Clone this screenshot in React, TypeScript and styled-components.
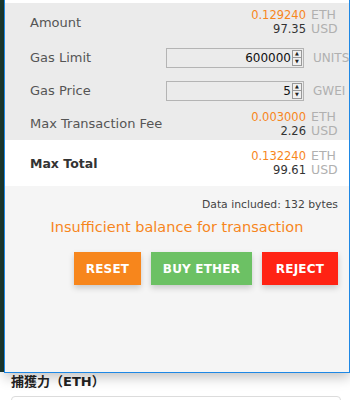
import styled, { createGlobalStyle } from "styled-components";

const Global = createGlobalStyle`
  html, body {
    margin: 0;
    padding: 0;
    background: #fff;
    font-family: "DejaVu Sans", "Noto Sans CJK JP", sans-serif;
  }
`;

const Page = styled.div`
  position: relative;
  width: 350px;
  height: 400px;
  overflow: hidden;
  background: #fff;
`;

const Hero = styled.div`
  height: 372px;
  background: #1c3a30;
`;

const Form = styled.div`
  padding: 2px 11px 0;
  label {
    display: block;
    font-size: 13px;
    font-weight: bold;
    color: #222;
    line-height: 16px;
  }
  div {
    margin-top: 6px;
    height: 30px;
    border: 1px solid #dcdcdc;
    border-radius: 4px;
    width: 328px;
  }
`;

const Popup = styled.div`
  position: absolute;
  left: 4px;
  top: -1px;
  width: 344px;
  height: 372px;
  border: 1px solid #1e88e5;
  background: #f5f5f5;
  box-shadow: 0 4px 12px rgba(0, 0, 0, 0.25);
  display: flex;
  flex-direction: column;
`;

const TopStrip = styled.div`
  height: 3px;
  background: #fff;
`;

const GreySection = styled.div`
  background: #ebebeb;
`;

const Row = styled.div<{ $h: number }>`
  height: ${(p) => p.$h}px;
  display: flex;
  align-items: center;
  justify-content: space-between;
  padding: 0 11px 0 25px;
`;

const Label = styled.span<{ $bold?: boolean }>`
  font-size: ${(p) => (p.$bold ? "12.5px" : "13px")};
  color: ${(p) => (p.$bold ? "#333" : "#555")};
  font-weight: ${(p) => (p.$bold ? "bold" : "normal")};
`;

const Values = styled.div`
  display: flex;
  flex-direction: column;
  align-items: flex-end;
  font-size: 11.5px;
  line-height: 13px;
`;

const Eth = styled.span`
  color: #f7861c;
`;

const Usd = styled.span`
  color: #333;
`;

const Unit = styled.span`
  color: #b0b0b0;
  display: inline-block;
  font-size: 12.5px;
  width: 27px;
  margin-left: 5px;
`;

const InputWrap = styled.div`
  display: flex;
  align-items: center;
  margin-right: -8px;
`;

const NumberBox = styled.div`
  width: 135px;
  height: 18px;
  border: 1px solid #b4b4b4;
  background: #ebebeb;
  display: flex;
  align-items: center;
  justify-content: flex-end;
  font-size: 12px;
  color: #111;
  padding-right: 1px;
`;

const Spinner = styled.div`
  width: 10px;
  height: 16px;
  margin-left: 1px;
  border: 1px solid #999;
  background: #f0f0f0;
  display: flex;
  flex-direction: column;
  box-sizing: border-box;
  span {
    flex: 1;
    display: flex;
    align-items: center;
    justify-content: center;
    font-size: 5px;
    color: #222;
    line-height: 1;
  }
  span + span {
    border-top: 1px solid #999;
  }
`;

const UnitLabel = styled.span`
  font-size: 12px;
  color: #b0b0b0;
  width: 33px;
  margin-left: 9px;
`;

const WhiteSection = styled.div`
  background: #fff;
`;

const Body = styled.div`
  padding: 12px 11px 0;
  display: flex;
  flex-direction: column;
`;

const DataNote = styled.div`
  text-align: right;
  font-size: 10.8px;
  color: #444;
`;

const Warning = styled.div`
  text-align: center;
  color: #f7861c;
  font-size: 14.5px;
  margin-top: 8px;
`;

const Buttons = styled.div`
  display: flex;
  justify-content: flex-end;
  gap: 10px;
  margin-top: 17px;
`;

const Button = styled.button<{ $color: string; $w: number }>`
  width: ${(p) => p.$w}px;
  height: 33px;
  padding: 0;
  border: none;
  background: ${(p) => p.$color};
  color: #fff;
  font-family: "DejaVu Sans", sans-serif;
  font-weight: bold;
  font-size: 12px;
  letter-spacing: 0.2px;
  box-shadow: 0 3px 6px rgba(0, 0, 0, 0.18);
`;

function Amount({ eth, usd }: { eth: string; usd: string }) {
  return (
    <Values>
      <span>
        <Eth>{eth}</Eth>
        <Unit>ETH</Unit>
      </span>
      <span>
        <Usd>{usd}</Usd>
        <Unit>USD</Unit>
      </span>
    </Values>
  );
}

function NumberField({ value, unit }: { value: string; unit: string }) {
  return (
    <InputWrap>
      <NumberBox>
        {value}
        <Spinner>
          <span>▲</span>
          <span>▼</span>
        </Spinner>
      </NumberBox>
      <UnitLabel>{unit}</UnitLabel>
    </InputWrap>
  );
}

export default function App() {
  return (
    <Page>
      <Global />
      <Hero />
      <Form>
        <label>捕獲力（ETH）</label>
        <div />
      </Form>
      <Popup>
        <TopStrip />
        <GreySection>
          <Row $h={38}>
            <Label>Amount</Label>
            <Amount eth="0.129240" usd="97.35" />
          </Row>
          <Row $h={33}>
            <Label>Gas Limit</Label>
            <NumberField value="600000" unit="UNITS" />
          </Row>
          <Row $h={33}>
            <Label>Gas Price</Label>
            <NumberField value="5" unit="GWEI" />
          </Row>
          <Row $h={33}>
            <Label>Max Transaction Fee</Label>
            <Amount eth="0.003000" usd="2.26" />
          </Row>
        </GreySection>
        <WhiteSection>
          <Row $h={46}>
            <Label $bold>Max Total</Label>
            <Amount eth="0.132240" usd="99.61" />
          </Row>
        </WhiteSection>
        <Body>
          <DataNote>Data included: 132 bytes</DataNote>
          <Warning>Insufficient balance for transaction</Warning>
          <Buttons>
            <Button $color="#f7861c" $w={67}>RESET</Button>
            <Button $color="#6cc164" $w={101}>BUY ETHER</Button>
            <Button $color="#ff2314" $w={76}>REJECT</Button>
          </Buttons>
        </Body>
      </Popup>
    </Page>
  );
}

________________

## WRITTEN REQUEST
Where a line above contains the string "components", copy that line.

## TASK SOLUTION
Clone this screenshot in React, TypeScript and styled-components.
import styled, { createGlobalStyle } from "styled-components";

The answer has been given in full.